Portis ha ragione nel paragonare la storia del caffè a quella del vino: sono due prodotti della terra molto simili, come origine e natura, ma sul vino di strada se n’è fatta tanta: sul caffè c’è ancora molto da lavorare, in termini di cultura e conoscenza. E dobbiamo partire da molto lontano, per lo meno dalla Coffee Belt, ossia l’area geografica situata attorno all’equatore, caratterizzata da condizioni ottimali per la coltivazione del caffè. Una regione, che si estende tra i tropici del Cancro e del Capricorno, includendo paesi come il Brasile, la Colombia, l’Etiopia, il Kenya e il Vietnam. Le condizioni climatiche e ambientali della Coffee Belt forniscono il mix perfetto di sole, pioggia e temperatura per favorire la crescita delle piante di caffè. Le altitudini moderate, le temperature stabili e le precipitazioni regolari contribuiscono alla produzione di chicchi di alta qualità. Inoltre, il terreno vulcanico presente in alcune aree della Coffee Belt fornisce nutrienti preziosi per le piante. Questa regione è diventata famosa per la produzione di diverse tipologie di chicchi, ognuno con caratteristiche uniche legate al terroir in cui viene coltivato. Ad esempio, i caffè coltivati in Colombia sono noti per la loro acidità brillante, mentre i caffè brasiliani sono apprezzati per il loro corpo pieno e dolce. Ogni paese produttore ha il suo terroir distinto, che influisce naturalmente sulle caratteristiche sensoriali del caffè. E dato che spesso basiamo le nostre decisioni di acquisto del caffè sul sapore, questo fa sì che i torrefattori vengano spinti a offrire una varietà di opzioni sempre ampia. Elemento che può dare un maggior sostegno ai produttori, in particolare ai piccoli proprietari e proteggere la diversità dell’industria del caffè anche dai problemi climatici.

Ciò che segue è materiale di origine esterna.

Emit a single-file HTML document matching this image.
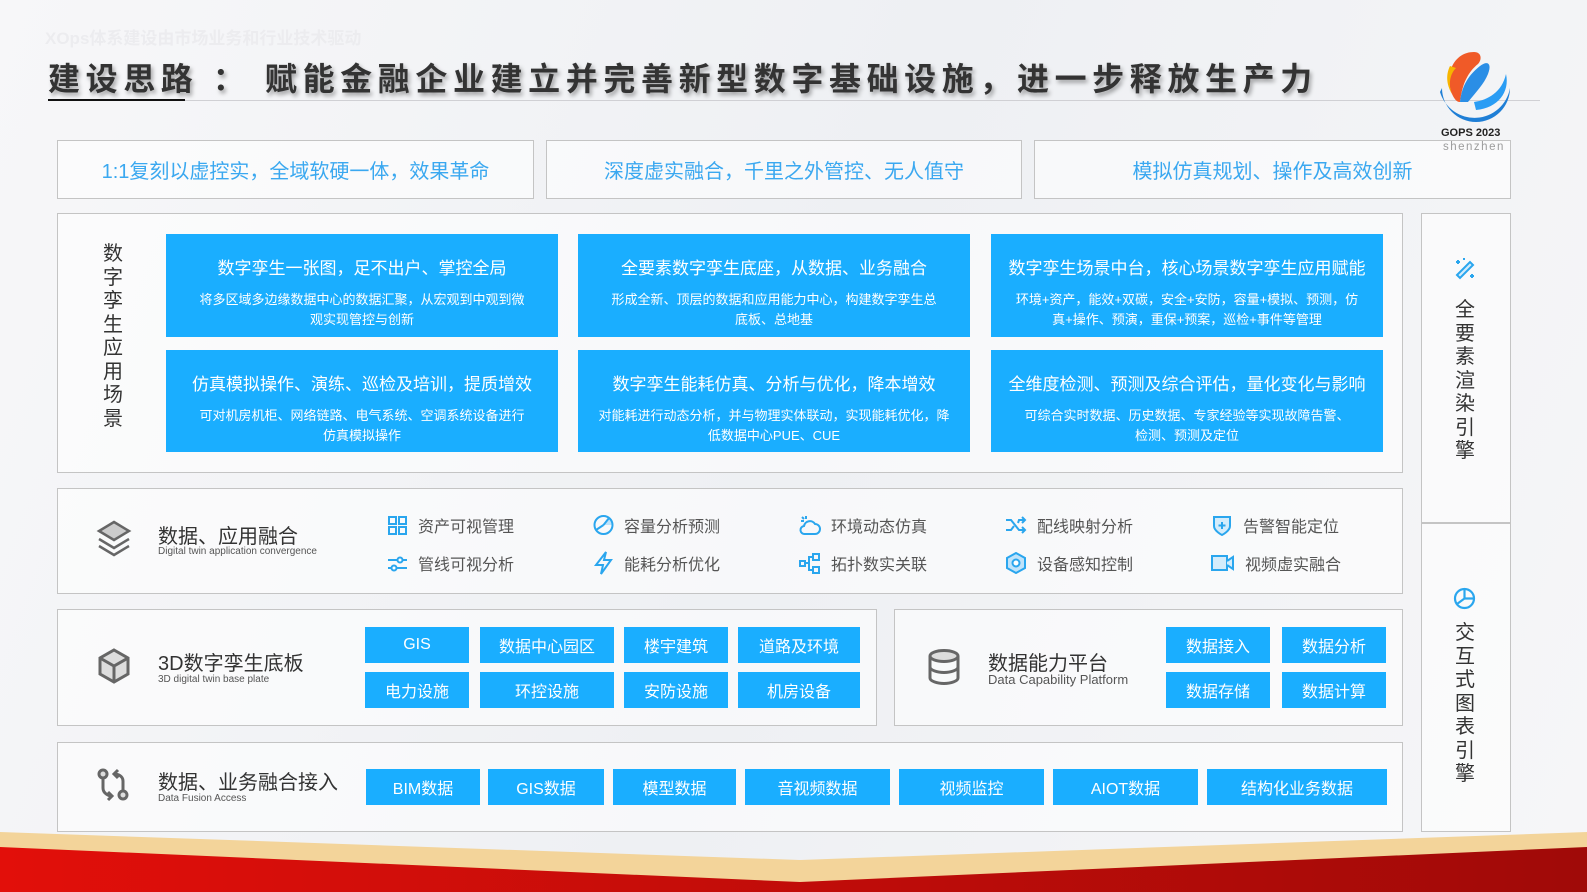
<!DOCTYPE html>
<html><head><meta charset="utf-8"><style>
*{margin:0;padding:0;box-sizing:border-box}
body{width:1587px;height:892px;position:relative;overflow:hidden;background:#f4f5f8;font-family:"Liberation Sans","Noto Sans CJK SC",sans-serif;color:#333}
.a{position:absolute}
.box{position:absolute;border:1.5px solid #c4c4c4;background:rgba(255,255,255,.55)}
.tb{color:#3aa8f0;font-size:20px;display:flex;align-items:center;justify-content:center}
.card{position:absolute;background:#1aaeff;color:#fff;text-align:center}
.card h3{font-weight:normal;font-size:17px;margin-top:20px}
.card p{font-size:13px;line-height:20px;margin:11px 30px 0}
.btn{position:absolute;background:#1aaeff;color:#fff;font-size:16px;display:flex;align-items:center;justify-content:center}
.vt{position:absolute;width:24px;font-size:20px;line-height:23.5px;text-align:center;color:#333}
.it{position:absolute;font-size:16px;color:#555;display:flex;align-items:center}
.it svg{margin-right:10px}
.t1{position:absolute;font-size:20px;color:#333}
.t2{position:absolute;font-size:10px;color:#555}
</style></head><body>
<div class="a" style="left:0;top:0;width:1587px;height:892px;background:linear-gradient(110deg,#f7f7f9 0%,#eef0f3 50%,#f6f6f8 100%)"></div>
<div class="a" style="left:45px;top:24px;font-size:17px;font-weight:bold;color:#ececef">XOps体系建设由市场业务和行业技术驱动</div>
<!-- title -->
<div class="a" style="left:48px;top:54px;font-size:32px;font-weight:bold;color:#333;letter-spacing:5.6px;white-space:nowrap;text-shadow:2px 3px 4px rgba(0,0,0,.35)">建设思路 ： 赋能金融企业建立并完善新型数字基础设施，进一步释放生产力</div>
<div class="a" style="left:48px;top:100px;width:1492px;height:1px;background:#d0d0d4"></div>
<div class="a" style="left:48px;top:99px;width:137px;height:2px;background:#111"></div>
<!-- logo -->
<svg class="a" style="left:1432px;top:44px" width="86" height="86" viewBox="0 0 86 86">
<path d="M8 48 A36 36 0 0 0 78 44 A34 34 0 0 1 10 44Z" fill="#1f7fd6"/>
<path d="M20 50 C12 30,22 8,42 8 C50 8,50 16,46 20 C36 28,30 40,28 58 C24 58,22 54,20 50Z" fill="#f05a28"/>
<path d="M28 58 C30 40,38 30,48 22 C56 16,60 20,56 30 C52 40,44 48,36 58Z" fill="#2a8ee6"/>
<path d="M42 58 C56 56,70 48,74 30 C78 48,66 64,44 66Z" fill="#2a9df4"/>
<path d="M18 22 C14 30,14 40,20 50 C16 40,18 30,24 24Z" fill="#f7b500"/>
</svg>
<div class="a" style="left:1441px;top:127px;font-size:11px;font-weight:bold;color:#222">GOPS 2023</div>
<div class="a" style="left:1443px;top:141px;font-size:11.5px;color:#222;letter-spacing:1.5px">shenzhen</div>
<!-- top boxes -->
<div class="box tb" style="left:57px;top:140px;width:477px;height:59px">1:1复刻以虚控实，全域软硬一体，效果革命</div>
<div class="box tb" style="left:546px;top:140px;width:476px;height:59px">深度虚实融合，千里之外管控、无人值守</div>
<div class="box tb" style="left:1034px;top:140px;width:477px;height:59px">模拟仿真规划、操作及高效创新</div>
<!-- scenario -->
<div class="box" style="left:57px;top:213px;width:1346px;height:260px"></div>
<div class="vt" style="left:101px;top:243px">数<br>字<br>孪<br>生<br>应<br>用<br>场<br>景</div>
<div class="card" style="left:166px;top:234px;width:392px;height:103px"><h3>数字孪生一张图，足不出户、掌控全局</h3><p>将多区域多边缘数据中心的数据汇聚，从宏观到中观到微观实现管控与创新</p></div>
<div class="card" style="left:578px;top:234px;width:392px;height:103px"><h3>全要素数字孪生底座，从数据、业务融合</h3><p>形成全新、顶层的数据和应用能力中心，构建数字孪生总底板、总地基</p></div>
<div class="card" style="left:991px;top:234px;width:392px;height:103px"><h3>数字孪生场景中台，核心场景数字孪生应用赋能</h3><p style="margin:11px 20px 0">环境+资产，能效+双碳，安全+安防，容量+模拟、预测，仿真+操作、预演，重保+预案，巡检+事件等管理</p></div>
<div class="card" style="left:166px;top:350px;width:392px;height:102px"><h3>仿真模拟操作、演练、巡检及培训，提质增效</h3><p>可对机房机柜、网络链路、电气系统、空调系统设备进行仿真模拟操作</p></div>
<div class="card" style="left:578px;top:350px;width:392px;height:102px"><h3>数字孪生能耗仿真、分析与优化，降本增效</h3><p style="margin:11px 20px 0">对能耗进行动态分析，并与物理实体联动，实现能耗优化，降低数据中心PUE、CUE</p></div>
<div class="card" style="left:991px;top:350px;width:392px;height:102px"><h3>全维度检测、预测及综合评估，量化变化与影响</h3><p>可综合实时数据、历史数据、专家经验等实现故障告警、检测、预测及定位</p></div>
<!-- row2 -->
<div class="box" style="left:57px;top:488px;width:1346px;height:106px"></div>
<svg class="a" style="left:96px;top:520px" width="36" height="38" viewBox="0 0 36 38"><path d="M18 2 L33 11 L18 20 L3 11Z" fill="#ccc" stroke="#666" stroke-width="2.5"/><path d="M3 19 L18 28 L33 19" fill="none" stroke="#666" stroke-width="2.5"/><path d="M3 26 L18 35 L33 26" fill="none" stroke="#666" stroke-width="2.5"/></svg>
<div class="t1" style="left:158px;top:520px">数据、应用融合</div>
<div class="t2" style="left:158px;top:546px">Digital twin application convergence</div>
<div class="it" style="left:387px;top:513px"><svg width="21" height="21" viewBox="0 0 21 21" fill="none" stroke="#2aa6ee" stroke-width="2"><rect x="2" y="2" width="7" height="7"/><rect x="12" y="2" width="7" height="7"/><rect x="2" y="12" width="7" height="7"/><rect x="12" y="12" width="7" height="7"/></svg>资产可视管理</div>
<div class="it" style="left:387px;top:551px"><svg width="21" height="21" viewBox="0 0 21 21" fill="none" stroke="#2aa6ee" stroke-width="2"><path d="M1 7H20M1 15H20"/><circle cx="13" cy="7" r="2.5" fill="#fff"/><circle cx="7" cy="15" r="2.5" fill="#fff"/></svg>管线可视分析</div>
<div class="it" style="left:593px;top:513px"><svg width="21" height="22" viewBox="0 0 21 22" fill="none" stroke="#2aa6ee" stroke-width="2"><path d="M10.5 11 L16 4 A9 9 0 0 1 19.5 11Z" fill="#bfe3fa" stroke="none"/><circle cx="10.5" cy="11" r="9"/><path d="M10.5 11L16 4M10.5 11L3 16" /></svg>容量分析预测</div>
<div class="it" style="left:593px;top:551px"><svg width="21" height="24" viewBox="0 0 21 24" fill="none" stroke="#2aa6ee" stroke-width="2"><path d="M13 1L3 14H10L8 23L18 9H11Z"/></svg>能耗分析优化</div>
<div class="it" style="left:799px;top:513px"><svg width="22" height="22" viewBox="0 0 22 22" fill="none" stroke="#2aa6ee" stroke-width="2"><path d="M6 20H16A5 5 0 0 0 16 10A6 6 0 0 0 5 12A4 4 0 0 0 6 20Z"/><path d="M7 2V5M2 7H5M3 3L5 5"/></svg>环境动态仿真</div>
<div class="it" style="left:799px;top:551px"><svg width="22" height="21" viewBox="0 0 22 21" fill="none" stroke="#2aa6ee" stroke-width="2"><rect x="1" y="8" width="5" height="5"/><rect x="14" y="1" width="6" height="6"/><rect x="14" y="14" width="6" height="6"/><path d="M6 10H10V4H14M10 10V17H14"/></svg>拓扑数实关联</div>
<div class="it" style="left:1005px;top:513px"><svg width="22" height="20" viewBox="0 0 22 20" fill="none" stroke="#2aa6ee" stroke-width="2"><path d="M1 5H6L14 15H20M1 15H6L9 11M13 8L14 5H20M17 2L20 5L17 8M17 12L20 15L17 18"/></svg>配线映射分析</div>
<div class="it" style="left:1005px;top:551px"><svg width="22" height="22" viewBox="0 0 22 22" fill="#bfe3fa" stroke="#2aa6ee" stroke-width="2"><path d="M11 1L20 6V16L11 21L2 16V6Z"/><circle cx="11" cy="11" r="3.5" fill="#fff"/></svg>设备感知控制</div>
<div class="it" style="left:1211px;top:513px"><svg width="22" height="22" viewBox="0 0 22 22" fill="#d4ecfb" stroke="#2aa6ee" stroke-width="2"><path d="M3 3H19V12C19 17 11 21 11 21C11 21 3 17 3 12Z"/><path d="M11 8V15M7.5 11.5H14.5" fill="none"/></svg>告警智能定位</div>
<div class="it" style="left:1211px;top:551px"><svg width="24" height="20" viewBox="0 0 24 20" fill="#d4ecfb" stroke="#2aa6ee" stroke-width="2"><rect x="1" y="3" width="15" height="14"/><path d="M16 8L22 4V16L16 12"/></svg>视频虚实融合</div>
<!-- row3 -->
<div class="box" style="left:57px;top:609px;width:820px;height:117px"></div>
<svg class="a" style="left:96px;top:647px" width="36" height="38" viewBox="0 0 36 38"><path d="M18 3L32 11V27L18 35L4 27V11Z" fill="#ddd" stroke="#666" stroke-width="3"/><path d="M4 11L18 19L32 11M18 19V35" fill="none" stroke="#666" stroke-width="3"/></svg>
<div class="t1" style="left:158px;top:647px">3D数字孪生底板</div>
<div class="t2" style="left:158px;top:674px">3D digital twin base plate</div>
<div class="btn" style="left:365px;top:627px;width:104px;height:36px">GIS</div>
<div class="btn" style="left:480px;top:627px;width:134px;height:36px">数据中心园区</div>
<div class="btn" style="left:624px;top:627px;width:104px;height:36px">楼宇建筑</div>
<div class="btn" style="left:738px;top:627px;width:122px;height:36px">道路及环境</div>
<div class="btn" style="left:365px;top:672px;width:104px;height:36px">电力设施</div>
<div class="btn" style="left:480px;top:672px;width:134px;height:36px">环控设施</div>
<div class="btn" style="left:624px;top:672px;width:104px;height:36px">安防设施</div>
<div class="btn" style="left:738px;top:672px;width:122px;height:36px">机房设备</div>
<div class="box" style="left:894px;top:609px;width:509px;height:117px"></div>
<svg class="a" style="left:927px;top:648px" width="34" height="38" viewBox="0 0 34 38" fill="#ddd" stroke="#666" stroke-width="3"><ellipse cx="17" cy="8" rx="14" ry="5.5"/><path d="M3 8V30C3 33 10 35.5 17 35.5C24 35.5 31 33 31 30V8M3 19C3 22 10 24.5 17 24.5C24 24.5 31 22 31 19" fill="none"/></svg>
<div class="t1" style="left:988px;top:647px">数据能力平台</div>
<div class="a" style="left:988px;top:672px;font-size:13px;color:#555">Data Capability Platform</div>
<div class="btn" style="left:1166px;top:627px;width:104px;height:36px">数据接入</div>
<div class="btn" style="left:1282px;top:627px;width:104px;height:36px">数据分析</div>
<div class="btn" style="left:1166px;top:672px;width:104px;height:36px">数据存储</div>
<div class="btn" style="left:1282px;top:672px;width:104px;height:36px">数据计算</div>
<!-- row4 -->
<div class="box" style="left:57px;top:742px;width:1346px;height:90px"></div>
<svg class="a" style="left:96px;top:768px" width="36" height="34" viewBox="0 0 36 34" fill="none" stroke="#666" stroke-width="3"><circle cx="7" cy="6" r="4" fill="#ddd"/><circle cx="27" cy="27" r="4" fill="#ddd"/><path d="M7 10V20C7 25 12 28 16 28M12 24L16 28L12 32"/><path d="M27 23V13C27 8 22 6 18 6M22 2L18 6L22 10"/></svg>
<div class="t1" style="left:158px;top:766px">数据、业务融合接入</div>
<div class="t2" style="left:158px;top:793px">Data Fusion Access</div>
<div class="btn" style="left:366px;top:769px;width:114px;height:36px">BIM数据</div>
<div class="btn" style="left:488px;top:769px;width:116px;height:36px">GIS数据</div>
<div class="btn" style="left:613px;top:769px;width:123px;height:36px">模型数据</div>
<div class="btn" style="left:745px;top:769px;width:145px;height:36px">音视频数据</div>
<div class="btn" style="left:899px;top:769px;width:145px;height:36px">视频监控</div>
<div class="btn" style="left:1053px;top:769px;width:145px;height:36px">AIOT数据</div>
<div class="btn" style="left:1207px;top:769px;width:180px;height:36px">结构化业务数据</div>
<!-- right column -->
<div class="box" style="left:1421px;top:213px;width:90px;height:619px"></div>
<div class="a" style="left:1421px;top:522px;width:90px;height:1.5px;background:#c4c4c4"></div>
<svg class="a" style="left:1453px;top:257px" width="24" height="24" viewBox="0 0 24 24" fill="none" stroke="#2aa6ee" stroke-width="2"><path d="M5 20L18 7L21 10L8 23Z" fill="#d4ecfb" transform="translate(-1,-2)"/><path d="M5 3V7M3 5H7M19 17V21M17 19H21M11 1V3M10 2H12"/></svg>
<div class="vt" style="left:1453px;top:299px">全<br>要<br>素<br>渲<br>染<br>引<br>擎</div>
<svg class="a" style="left:1453px;top:587px" width="23" height="23" viewBox="0 0 23 23" fill="none" stroke="#2aa6ee" stroke-width="2.2"><circle cx="11.5" cy="11.5" r="9.5"/><path d="M11.5 2V11.5L4 17M11.5 11.5H21"/></svg>
<div class="vt" style="left:1453px;top:622px">交<br>互<br>式<br>图<br>表<br>引<br>擎</div>
<!-- bottom band -->
<svg class="a" style="left:0;top:820px" width="1587" height="72" viewBox="0 0 1587 72"><polygon points="0,12 800,40 1587,12 1587,72 0,72" fill="#f3d49a"/><defs><linearGradient id="g" x1="0" x2="1"><stop offset="0" stop-color="#e20f0a"/><stop offset="1" stop-color="#a00a08"/></linearGradient></defs><polygon points="0,27 800,62 1587,27 1587,72 0,72" fill="url(#g)"/></svg>
</body></html>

I chicchi sono alla base di tutto. «Il caffè verde è l’ingrediente principale. E poi c’è l’esperienza e lo studio». Cristiano Portis ha girato tutto il mondo, vissuto in tanti Paesi e instaurato un rapporto diretto con i produttori. «Grazie alle esperienze passate, si riesce a tirare fuori un prodotto che possa soddisfare il mercato» – ci racconta. Solo attraverso l’esperienza si possono creare i blend giusti e trovare «la giusta creazione dei profili di tostatura più idonei per ciascun caffè». Sono tanti, infatti, i fattori che influenzano la qualità del caffè. Il terroir, l’ambiente naturale in cui viene coltivato un caffè, che comprende anche elementi come la salute del suolo, la topografia e il clima. I metodi di elaborazione, il contenuto di umidità del caffè verde, le dimensioni. Per offrire un caffè eccellente, i torrefattori devono assicurarsi che il caffè non presenti difetti. In caso contrario, questi difetti avranno un enorme impatto sul profilo del sapore finale. Nella Factory di 1895 Coffee Designers by Lavazza vengono organizzati dei tour che spiegano, passo dopo passo, la filiera: una parte è dedicata anche alla spiegazione proprio dei difetti dei chicchi. Se è la prima volta che entrate in contatto con questo mondo, la sensazione che vi lascerà addosso lo schema pratico della classificazione sarà di vero stupore. I difetti, infatti, identificati come primari o secondari, variano: dai chicchi rotti o scheggiati, fino ad arrivare a danni importanti, come la presenza di muffe, insetti, foglie e pietre.

1895 by Lavazza

Tecnica, attenzione, vicinanza al territorio, scienza: sono tutti fattori che rientrano nel lavoro che Cristiano ha costruito nel tempo, con fatica, passione e determinazione. «Ci tengo sempre tanto ad avere una conoscenza diretta con i produttori, conoscere le loro famiglie, sapere quello che fanno, come capita con la finca El Paraiso» – Portis parla del suo rapporto diretto con le persone che quotidianamente si impegnano a restituire un prodotto pronto per essere lavorato, dalla tostatura, alla miscelazione e all’estrazione. «Conosco la fatica che c’è dietro alla nostra tazzina di caffè, una fatica pazzesca che è la stessa di chi fa il vino o l’olio d’oliva. Ci dev’essere sempre un’attenzione costante verso la terra, quindi verso il territorio, le varietà che che vai a a piantare e la cura durante durante la crescita delle piantine». Piantine che per anni non danno frutti e quindi rappresentano un investimento in termini economici, lavorativi e sociali. «Questi dettagli sono parte integrante del racconto che faccio quotidianamente del caffè e che ci servono per trasmettere la sua cultura». Perché è qui che si ritrova la bellezza e la complessiva di questo mondo: il caffè come prodotto naturale al pari degli altri figli dell’agricoltura, e quindi influenzato dal tempo, dalla pioggia, dal sole, dalla mano umana. Sicuri che sia solo e semplicemente un caffè?